Reproduce the lines of the material exactly, excluding every image.

** Start Data extract **

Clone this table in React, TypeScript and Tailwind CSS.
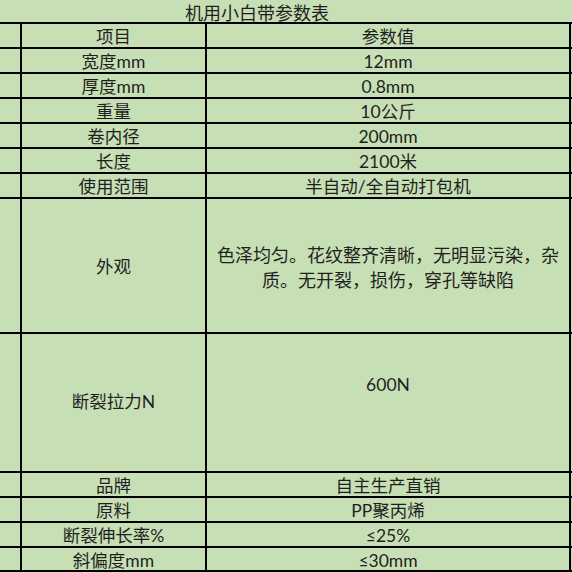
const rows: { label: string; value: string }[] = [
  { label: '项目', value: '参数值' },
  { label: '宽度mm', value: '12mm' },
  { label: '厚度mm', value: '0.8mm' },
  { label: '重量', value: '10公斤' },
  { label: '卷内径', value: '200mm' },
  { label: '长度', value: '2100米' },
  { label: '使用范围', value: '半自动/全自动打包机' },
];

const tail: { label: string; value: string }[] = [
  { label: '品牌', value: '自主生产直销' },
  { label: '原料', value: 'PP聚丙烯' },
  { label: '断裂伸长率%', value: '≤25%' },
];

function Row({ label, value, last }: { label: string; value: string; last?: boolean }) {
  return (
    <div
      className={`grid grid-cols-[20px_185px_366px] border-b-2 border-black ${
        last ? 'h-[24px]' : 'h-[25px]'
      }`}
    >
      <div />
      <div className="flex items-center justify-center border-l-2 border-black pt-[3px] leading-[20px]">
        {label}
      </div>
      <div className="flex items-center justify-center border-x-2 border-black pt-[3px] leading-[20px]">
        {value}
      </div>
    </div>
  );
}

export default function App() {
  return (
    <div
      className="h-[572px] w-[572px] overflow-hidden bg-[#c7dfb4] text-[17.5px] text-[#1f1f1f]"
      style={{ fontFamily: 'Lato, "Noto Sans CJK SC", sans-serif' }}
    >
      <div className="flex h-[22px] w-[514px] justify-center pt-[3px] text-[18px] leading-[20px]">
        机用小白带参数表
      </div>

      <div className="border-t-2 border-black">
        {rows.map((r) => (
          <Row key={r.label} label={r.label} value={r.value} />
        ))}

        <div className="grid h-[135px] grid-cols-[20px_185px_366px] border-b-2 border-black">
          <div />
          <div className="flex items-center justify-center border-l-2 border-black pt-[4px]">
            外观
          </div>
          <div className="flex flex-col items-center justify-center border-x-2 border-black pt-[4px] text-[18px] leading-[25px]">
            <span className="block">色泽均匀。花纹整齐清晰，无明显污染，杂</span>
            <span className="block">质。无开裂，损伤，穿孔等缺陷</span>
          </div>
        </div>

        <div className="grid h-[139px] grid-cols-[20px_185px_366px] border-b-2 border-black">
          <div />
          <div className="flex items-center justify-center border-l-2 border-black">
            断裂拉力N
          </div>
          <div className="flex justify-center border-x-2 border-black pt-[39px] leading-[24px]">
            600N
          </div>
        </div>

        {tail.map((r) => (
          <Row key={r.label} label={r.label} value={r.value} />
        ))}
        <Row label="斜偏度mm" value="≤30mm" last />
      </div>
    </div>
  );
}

** End Data extract **

Solution below —
Clone this table in React, TypeScript and Tailwind CSS.
const rows: { label: string; value: string }[] = [
  { label: '项目', value: '参数值' },
  { label: '宽度mm', value: '12mm' },
  { label: '厚度mm', value: '0.8mm' },
  { label: '重量', value: '10公斤' },
  { label: '卷内径', value: '200mm' },
  { label: '长度', value: '2100米' },
  { label: '使用范围', value: '半自动/全自动打包机' },
];

const tail: { label: string; value: string }[] = [
  { label: '品牌', value: '自主生产直销' },
  { label: '原料', value: 'PP聚丙烯' },
  { label: '断裂伸长率%', value: '≤25%' },
];

function Row({ label, value, last }: { label: string; value: string; last?: boolean }) {
  return (
    <div
      className={`grid grid-cols-[20px_185px_366px] border-b-2 border-black ${
        last ? 'h-[24px]' : 'h-[25px]'
      }`}
    >
      <div />
      <div className="flex items-center justify-center border-l-2 border-black pt-[3px] leading-[20px]">
        {label}
      </div>
      <div className="flex items-center justify-center border-x-2 border-black pt-[3px] leading-[20px]">
        {value}
      </div>
    </div>
  );
}

export default function App() {
  return (
    <div
      className="h-[572px] w-[572px] overflow-hidden bg-[#c7dfb4] text-[17.5px] text-[#1f1f1f]"
      style={{ fontFamily: 'Lato, "Noto Sans CJK SC", sans-serif' }}
    >
      <div className="flex h-[22px] w-[514px] justify-center pt-[3px] text-[18px] leading-[20px]">
        机用小白带参数表
      </div>

      <div className="border-t-2 border-black">
        {rows.map((r) => (
          <Row key={r.label} label={r.label} value={r.value} />
        ))}

        <div className="grid h-[135px] grid-cols-[20px_185px_366px] border-b-2 border-black">
          <div />
          <div className="flex items-center justify-center border-l-2 border-black pt-[4px]">
            外观
          </div>
          <div className="flex flex-col items-center justify-center border-x-2 border-black pt-[4px] text-[18px] leading-[25px]">
            <span className="block">色泽均匀。花纹整齐清晰，无明显污染，杂</span>
            <span className="block">质。无开裂，损伤，穿孔等缺陷</span>
          </div>
        </div>

        <div className="grid h-[139px] grid-cols-[20px_185px_366px] border-b-2 border-black">
          <div />
          <div className="flex items-center justify-center border-l-2 border-black">
            断裂拉力N
          </div>
          <div className="flex justify-center border-x-2 border-black pt-[39px] leading-[24px]">
            600N
          </div>
        </div>

        {tail.map((r) => (
          <Row key={r.label} label={r.label} value={r.value} />
        ))}
        <Row label="斜偏度mm" value="≤30mm" last />
      </div>
    </div>
  );
}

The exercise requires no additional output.